To convince the city that the majority of Jamaica Plainers were in support of bike lanes, JP Bikes and the Boston Cyclists Union hit the streets and gathered well over 1,400 signatures from Jamaica Plain residents in support of bike lanes “wherever possible” on the street. The “wherever possible” being an acknowledgment that certain parts of the street would likely be too narrow to squeeze them in.
On Thursday this week (April 29), a CAC meeting of over 80 JP residents—over half of them cyclists by a show of hands—approved of a plan that would alternate bike lanes and sharrows on different parts of the Centre and South streets.

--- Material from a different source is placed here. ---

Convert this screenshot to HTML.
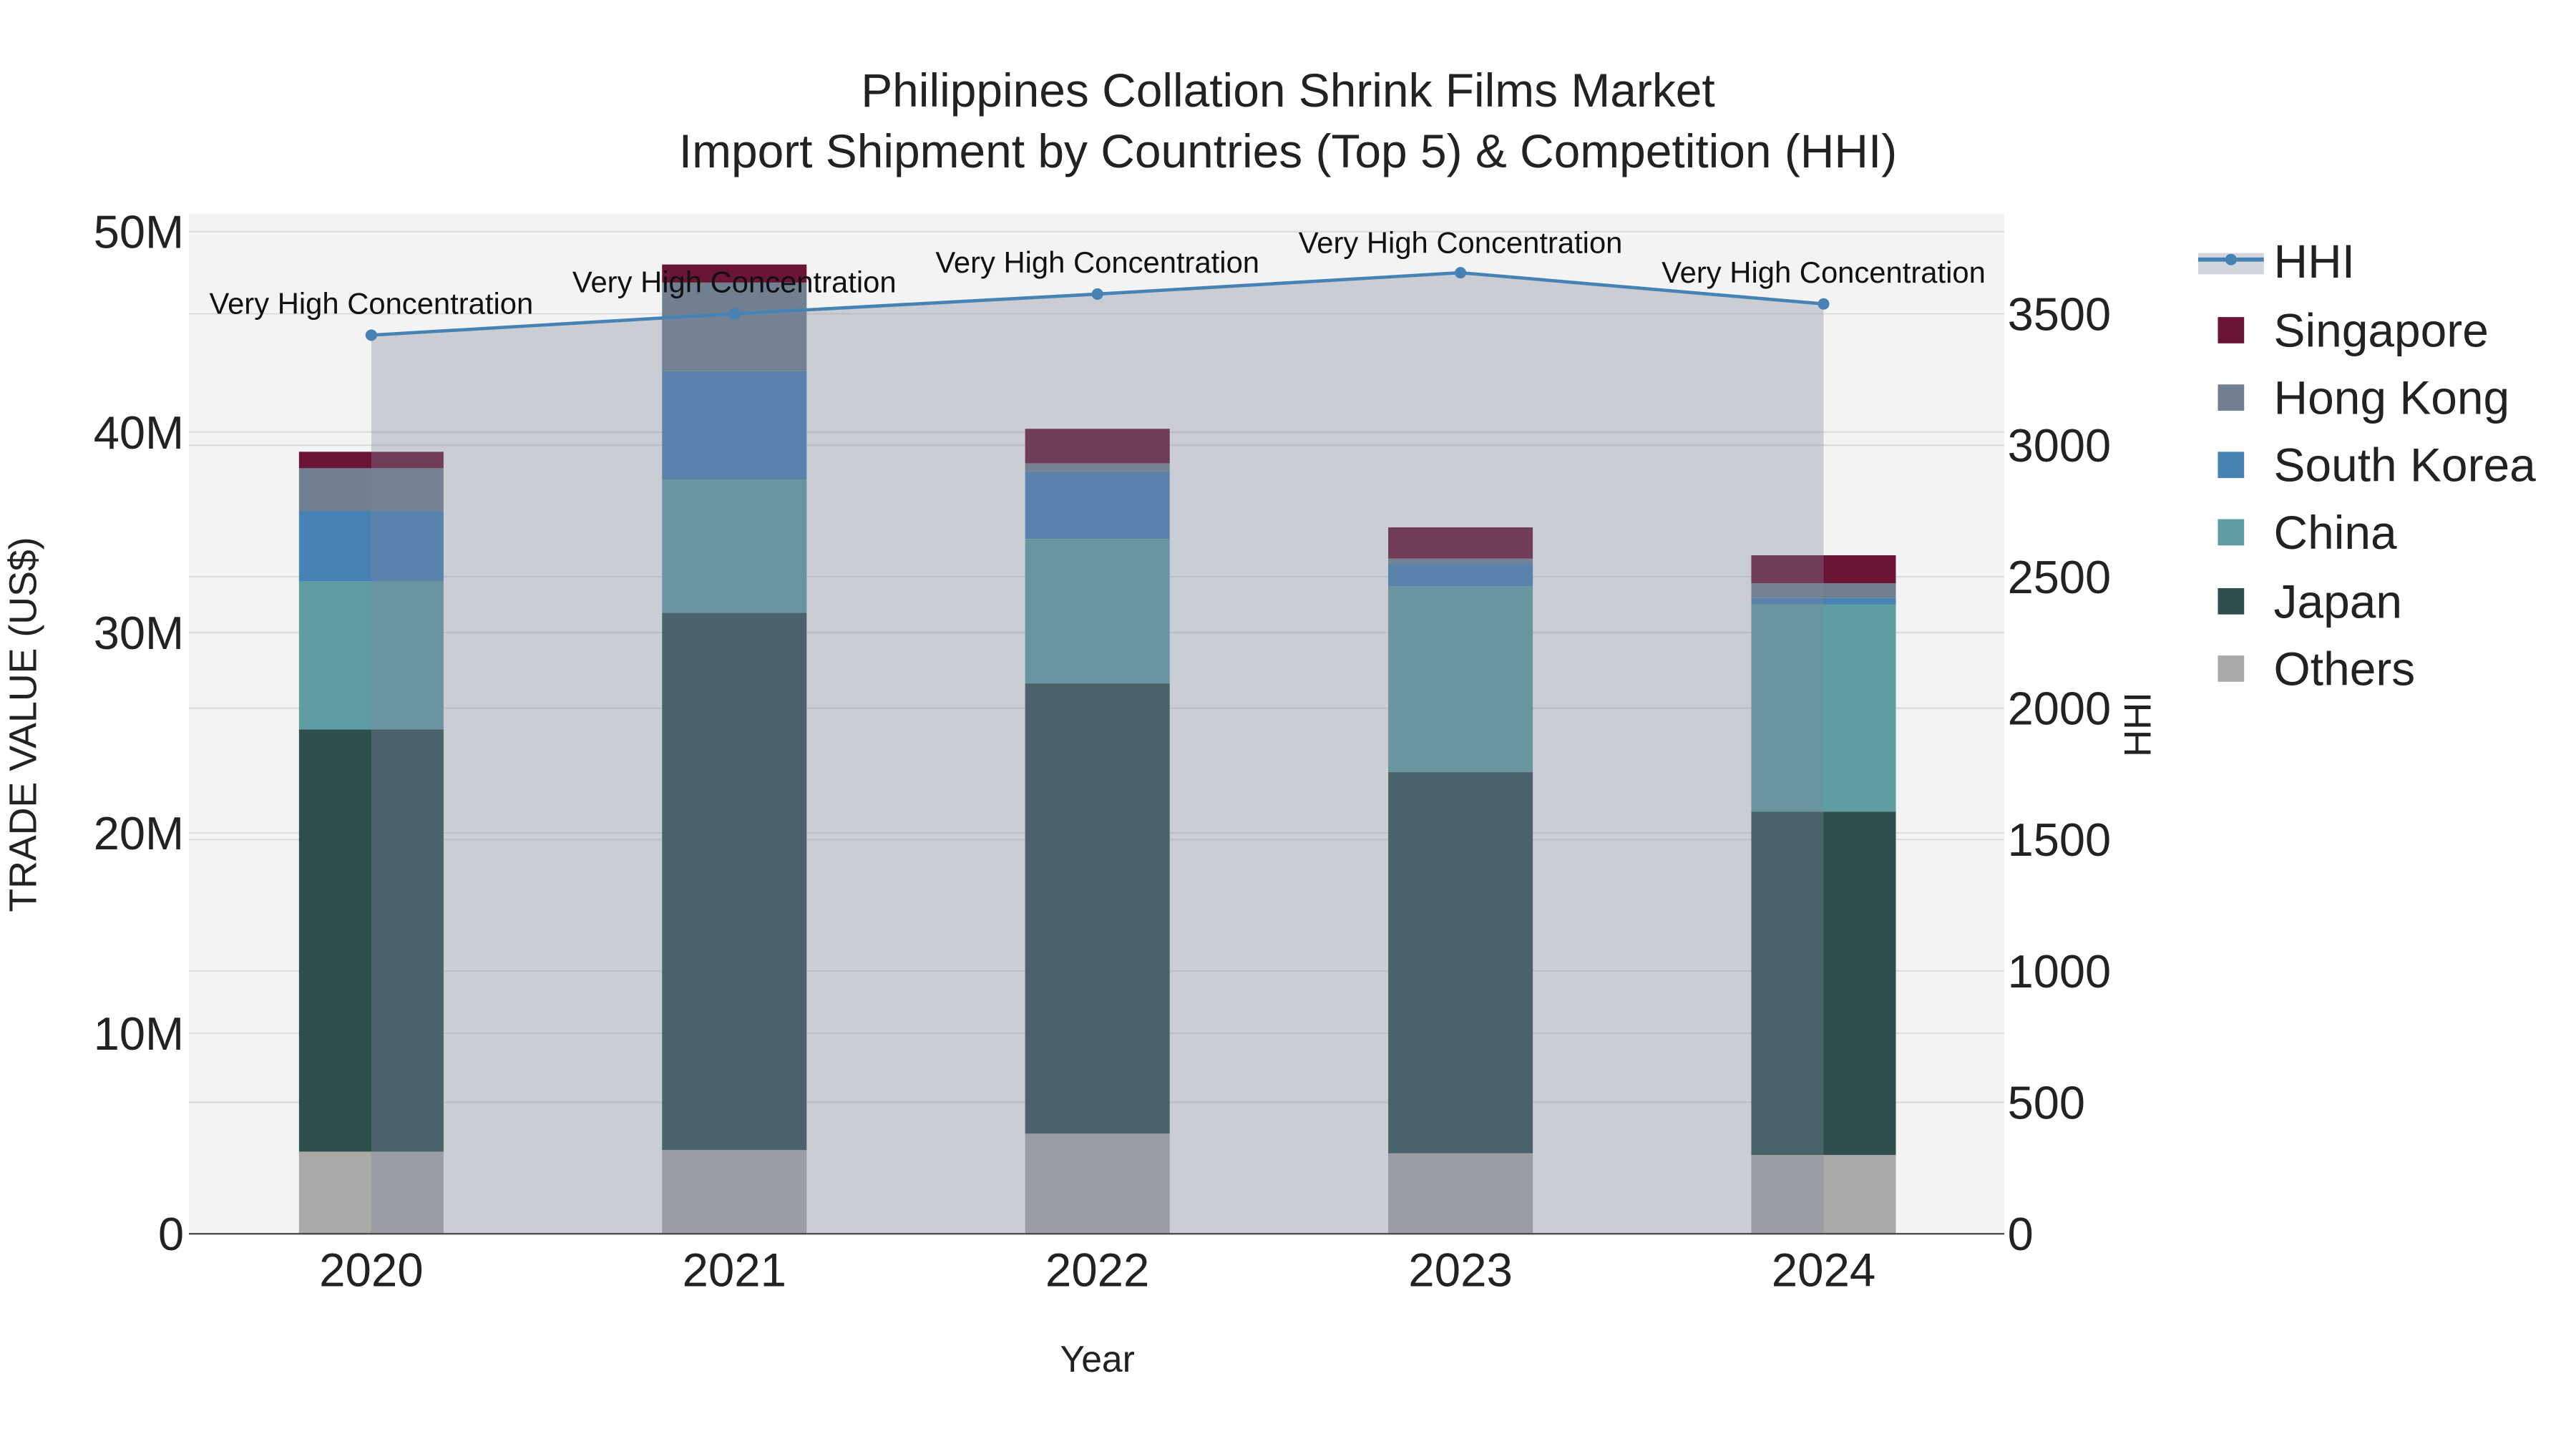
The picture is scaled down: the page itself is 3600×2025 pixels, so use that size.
<!DOCTYPE html>
<html><head><meta charset="utf-8"><style>
html,body{margin:0;padding:0;background:#fff;}
svg{display:block;}
text{font-family:"Liberation Sans",Arial,sans-serif;}
</style></head><body>
<svg width="3600" height="2025" viewBox="0 0 1568 882" xmlns="http://www.w3.org/2000/svg">
<rect x="0" y="0" width="1568" height="882" fill="#fff"/>
<rect x="115" y="130" width="1105" height="621" fill="#f3f3f3"/>
<g stroke="#dedede" stroke-width="1">
<line x1="115" x2="1220" y1="141" y2="141"/><line x1="115" x2="1220" y1="263" y2="263"/>
<line x1="115" x2="1220" y1="385" y2="385"/><line x1="115" x2="1220" y1="507" y2="507"/>
<line x1="115" x2="1220" y1="629" y2="629"/>
<line x1="115" x2="1220" y1="671" y2="671"/><line x1="115" x2="1220" y1="591" y2="591"/>
<line x1="115" x2="1220" y1="511" y2="511"/><line x1="115" x2="1220" y1="431" y2="431"/>
<line x1="115" x2="1220" y1="351" y2="351"/><line x1="115" x2="1220" y1="271" y2="271"/>
<line x1="115" x2="1220" y1="191" y2="191"/>
</g>
<g>
<rect x="182" y="701" width="88" height="50" fill="#a9a9a9"/>
<rect x="182" y="444" width="88" height="257" fill="#2f4f4f"/>
<rect x="182" y="354" width="88" height="90" fill="#5f9ea0"/>
<rect x="182" y="311" width="88" height="43" fill="#4682b4"/>
<rect x="182" y="285" width="88" height="26" fill="#708090"/>
<rect x="182" y="275" width="88" height="10" fill="#6b1536"/>

<rect x="403" y="700" width="88" height="51" fill="#a9a9a9"/>
<rect x="403" y="373" width="88" height="327" fill="#2f4f4f"/>
<rect x="403" y="292" width="88" height="81" fill="#5f9ea0"/>
<rect x="403" y="226" width="88" height="66" fill="#4682b4"/>
<rect x="403" y="172" width="88" height="54" fill="#708090"/>
<rect x="403" y="161" width="88" height="11" fill="#6b1536"/>

<rect x="624" y="690" width="88" height="61" fill="#a9a9a9"/>
<rect x="624" y="416" width="88" height="274" fill="#2f4f4f"/>
<rect x="624" y="328" width="88" height="88" fill="#5f9ea0"/>
<rect x="624" y="287" width="88" height="41" fill="#4682b4"/>
<rect x="624" y="282" width="88" height="5" fill="#708090"/>
<rect x="624" y="261" width="88" height="21" fill="#6b1536"/>

<rect x="845" y="702" width="88" height="49" fill="#a9a9a9"/>
<rect x="845" y="470" width="88" height="232" fill="#2f4f4f"/>
<rect x="845" y="357" width="88" height="113" fill="#5f9ea0"/>
<rect x="845" y="343" width="88" height="14" fill="#4682b4"/>
<rect x="845" y="340" width="88" height="3" fill="#708090"/>
<rect x="845" y="321" width="88" height="19" fill="#6b1536"/>

<rect x="1066" y="703" width="88" height="48" fill="#a9a9a9"/>
<rect x="1066" y="494" width="88" height="209" fill="#2f4f4f"/>
<rect x="1066" y="368" width="88" height="126" fill="#5f9ea0"/>
<rect x="1066" y="364" width="88" height="4" fill="#4682b4"/>
<rect x="1066" y="355" width="88" height="9" fill="#708090"/>
<rect x="1066" y="338" width="88" height="17" fill="#6b1536"/>
</g>
<polygon points="226,751 226,204 447,191 668,179 889,166 1110,185 1110,751" fill="rgba(125,136,156,0.35)"/>
<polyline points="226,204 447,191 668,179 889,166 1110,185" fill="none" stroke="#4682b4" stroke-width="2"/>
<g fill="#4682b4"><circle cx="226" cy="204" r="3.5"/><circle cx="447" cy="191" r="3.5"/><circle cx="668" cy="179" r="3.5"/><circle cx="889" cy="166" r="3.5"/><circle cx="1110" cy="185" r="3.5"/></g>
<line x1="115" x2="1220" y1="751" y2="751" stroke="#444" stroke-width="1"/>
<g font-size="18.2" fill="#111" text-anchor="middle">
<text x="226" y="191">Very High Concentration</text>
<text x="447" y="178">Very High Concentration</text>
<text x="668" y="166">Very High Concentration</text>
<text x="889" y="154">Very High Concentration</text>
<text x="1110" y="172">Very High Concentration</text>
</g>
<g font-size="28.7" fill="#222" text-anchor="middle">
<text x="784" y="65">Philippines Collation Shrink Films Market</text>
<text x="784" y="102">Import Shipment by Countries (Top 5) &amp; Competition (HHI)</text>
</g>
<g font-size="28.3" fill="#222" text-anchor="end">
<text x="112" y="151">50M</text><text x="112" y="273">40M</text><text x="112" y="395">30M</text>
<text x="112" y="517">20M</text><text x="112" y="639">10M</text><text x="112" y="761">0</text>
</g>
<g font-size="28.3" fill="#222" text-anchor="start">
<text x="1222" y="201">3500</text><text x="1222" y="281">3000</text><text x="1222" y="361">2500</text>
<text x="1222" y="441">2000</text><text x="1222" y="521">1500</text><text x="1222" y="601">1000</text>
<text x="1222" y="681">500</text><text x="1222" y="761">0</text>
</g>
<g font-size="28.5" fill="#222" text-anchor="middle">
<text x="226" y="783">2020</text><text x="447" y="783">2021</text><text x="668" y="783">2022</text>
<text x="889" y="783">2023</text><text x="1110" y="783">2024</text>
</g>
<text x="668" y="835" font-size="22.5" fill="#222" text-anchor="middle">Year</text>
<text transform="translate(22,441) rotate(-90)" font-size="23.4" fill="#222" text-anchor="middle">TRADE VALUE (US$)</text>
<text transform="translate(1309,441) rotate(-90)" font-size="23" fill="#222" text-anchor="middle">HHI</text>
<rect x="1338" y="154" width="40" height="13" fill="rgba(125,136,156,0.35)"/>
<line x1="1338" x2="1378" y1="158" y2="158" stroke="#4682b4" stroke-width="2.5"/>
<circle cx="1358" cy="158" r="3.5" fill="#4682b4"/>
<g font-size="28.7" fill="#222">
<text x="1384" y="169">HHI</text>
<text x="1384" y="211">Singapore</text>
<text x="1384" y="252">Hong Kong</text>
<text x="1384" y="293">South Korea</text>
<text x="1384" y="334">China</text>
<text x="1384" y="376">Japan</text>
<text x="1384" y="417">Others</text>
</g>
<rect x="1350" y="193" width="16" height="16" fill="#6b1536"/>
<rect x="1350" y="234" width="16" height="16" fill="#708090"/>
<rect x="1350" y="275" width="16" height="16" fill="#4682b4"/>
<rect x="1350" y="316" width="16" height="16" fill="#5f9ea0"/>
<rect x="1350" y="358" width="16" height="16" fill="#2f4f4f"/>
<rect x="1350" y="399" width="16" height="16" fill="#a9a9a9"/>
</svg>
</body></html>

A more detailed design could potentially change some of the particulars, but by the proposal given by the city this is what will be painted on the street this year (yep, 2010!):
- Bike lanes will run on both sides from Sedgwick Street on South Street to Lakeville Road on Centre Street, except for a narrow two-block patch down by the JP Post office which will use sharrows.
- Jackson to Hyde Square will have a “climbing lane,” essentially a bike lane on the uphill side, where bikes will travel slower, and sharrows on the downhill side.
- Another climbing lane between McBride Street and Sedgewick.
- Sharrows for all other parts of the street.
The bike lanes will also have an exciting innovation that helps keep riders out of the “door zone.” Perpendicular lines will jut out of the stripe on the parking side of the bike lane, looking a bit like long teeth. They will extend roughly halfway across each bike lane, and a narrow guide arrow in the direction of travel will hug the stripe on the traffic side of the bike lane. A study from San Francisco has shown that this marking innovation encourages more riders to travel outside of the dreaded door zone.
Parents of young children at the meeting were a bit dismayed that bike lanes will not run the length of Centre Street (Note: the Gazette mistakenly reports this as a sentiment that the bike lanes will be “less safe”).
But given a tough situation, the city’s plan does everything possible to make the street as safe as possible without the removal of parking or other changes that would require a total curb to curb reconstruction. It is a big step in the right direction. And the ongoing BRA planning process for Centre and South streets is an opportunity to do more. Keep track of it and check out the bike lane power point (look for the 4/29 meeting, should be up soon) here.
Special thanks to Bill Schultheiss, an engineer from Toole Design Group who was flown in particularly for this meeting. His detailed presentation of the pros and cons of bike lanes played a big part in showing the amount of careful thought and consideration that went into the city’s plan. Schultheiss is an active member of the Bicycle Technical Committee of the National Committee on Uniform Traffic Control Devices (NCUTCD), the latter of which sets the standards for road markings for the nation.